Nas idas de Barroso ao País, apenas um evento foi de caráter estritamente acadêmico. Em março, ele palestrou com Fux e Mendonça no Fórum EUA-Brasil de Chicago sobre Direito e Economia.
Nas demais ocasiões em que viajou para os EUA, Barroso participou da Brazil Conference em Harvard e no MIT, do Brazil Legal Symposium At Havard e deu palestra na Bolsa de Valores de Nova York. Apesar de dois dos eventos terem sido realizados na prestigiada Universidade de Harvard, eles contaram com vultosos patrocínios de grandes empresas e não se restringiram a debates jurídicos.
Em nota, a Brazil Conference disse que “não pagou nada a nenhum de seus convidados. E ninguém que vai ao evento recebe cachê”. A instituição disse ter convidado Barroso porque ele esteve em todas as edições anteriores do evento e pelo fato de ele ser o atual presidente do STF. O Brazil Legal Symposium At Havard não se manifestou.
Seja pelas missões institucionais ou pelos convites que recebe, o presidente do STF é o recordista em viagens ao exterior. Barroso palestrou em 16 dos 22 eventos com a presença de ministros fora do País. Dentre esses, sete foram organizados ou patrocinados por entidades privadas.
O cargo de presidente confere tratamento diferenciado a Barroso. Diferentemente dos demais ministros, o presidente do STF participa de visitas institucionais, como as realizadas no Fórum Econômico de Davos e na Conferência das Nações Unidas sobre Mudanças Climáticas (COP) em Dubai.
Dentre os onze ministros da Corte, apenas os recém-chegados Cristiano Zanin e Flávio Dino não viajaram para participar de discussões jurídicas e seminários de interesse nacional fora do País. Dino tomou posse em fevereiro deste ano e Zanin em agosto do ano passado.
Porém, em junho do ano passado, quando ainda era ministro da Justiça do governo do presidente Luiz Inácio Lula da Silva (PT), Dino participou do 11º Fórum Jurídico de Lisboa organizado pelo decano do STF, Gilmar Mendes. Zanin foi um dos convidados da edição, mas não viajou a Portugal para participar do painel.
O Fórum, apelidado por atores do mundo jurídico de “Gilmarpalooza”, em alusão ao festival de música Lollapalooza, se tornou nos últimos anos um dos principais eventos internacionais frequentados pelos representantes do Poder Judiciário brasileiro.
O encontro desloca anualmente dezenas de magistrados, parlamentares, ministros de Estado e empresários para discutir os rumos do Brasil na capital portuguesa. A interface brasileira do Fórum é organizada pelo Instituto de Direito Público (IDP), do qual Gilmar é sócio, e pela Fundação Getulio Vargas (FGV), que responde a 18 ações no STF. Instituições de ensino portuguesas também participam da organização da conferência.

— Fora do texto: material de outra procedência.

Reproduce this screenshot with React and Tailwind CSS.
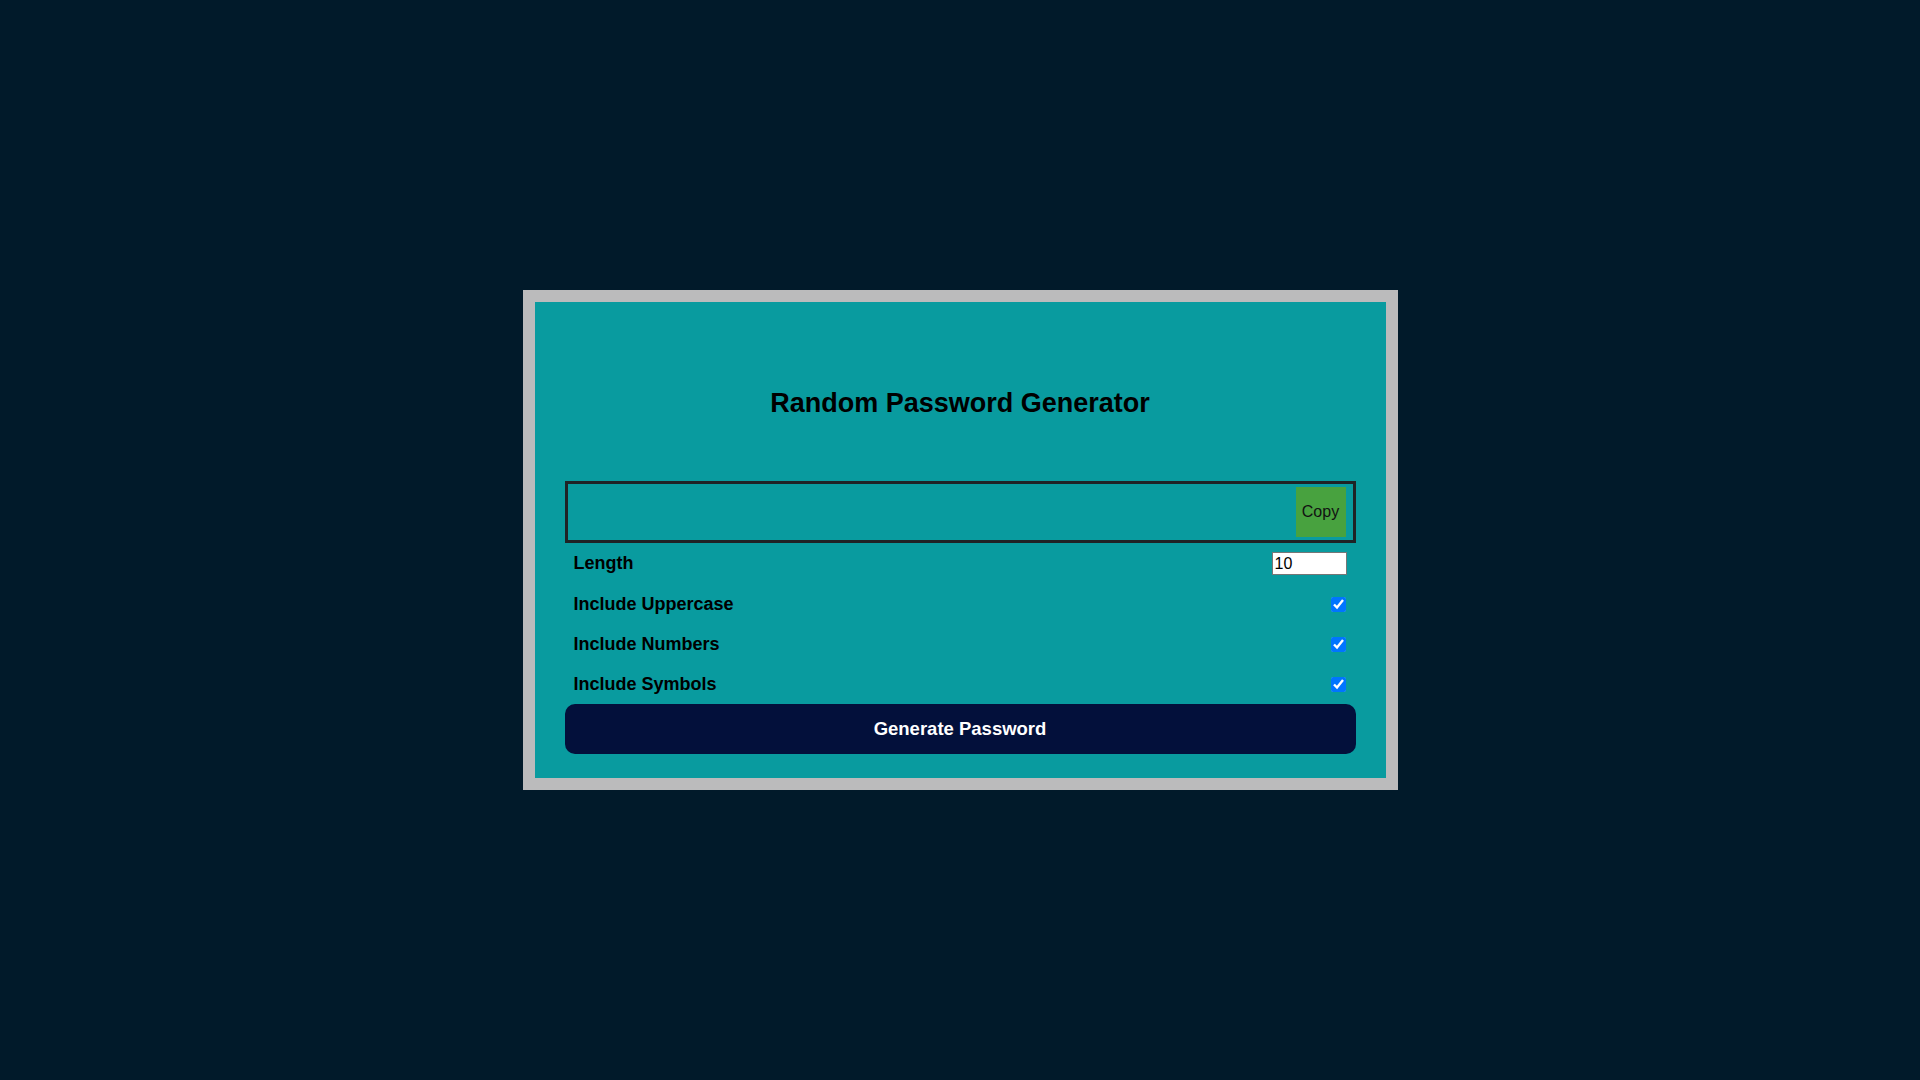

Na edição de 2023, três ministros do STF participaram dos três dias de palestras em Lisboa. Estiveram presentes Gilmar, Barroso, Mendonça e Dino, que ainda não havia vestido a toga de magistrado, mas já era cotado como favorito ao cargo. A edição deste ano está prevista para ocorrer entre os dias 26 e 28 de junho, mas ainda não divulgou a lista dos palestrantes.
Leia a nota do STF na íntegra
Ministros do Supremo conversam com advogados, com indígenas, com empresários rurais, com estudantes, com sindicatos, com confederações patronais, entre muitos outros segmentos da sociedade. E muitos participam de eventos organizados por entidades representativas desses setores, inclusive por órgãos de imprensa. Naturalmente, os organizadores dos eventos pagam as despesas. Quando um ministro aceita o convite para falar em um evento – e a maioria dos ministros também tem uma intensa atividade acadêmica -, ele compartilha conhecimento com o público do evento. Por isso, a questão não está posta da maneira correta, não se pode considerar a participação do ministro no evento como um favor feito a ele pelo organizador. Por essa razão, não há conflito de interesses.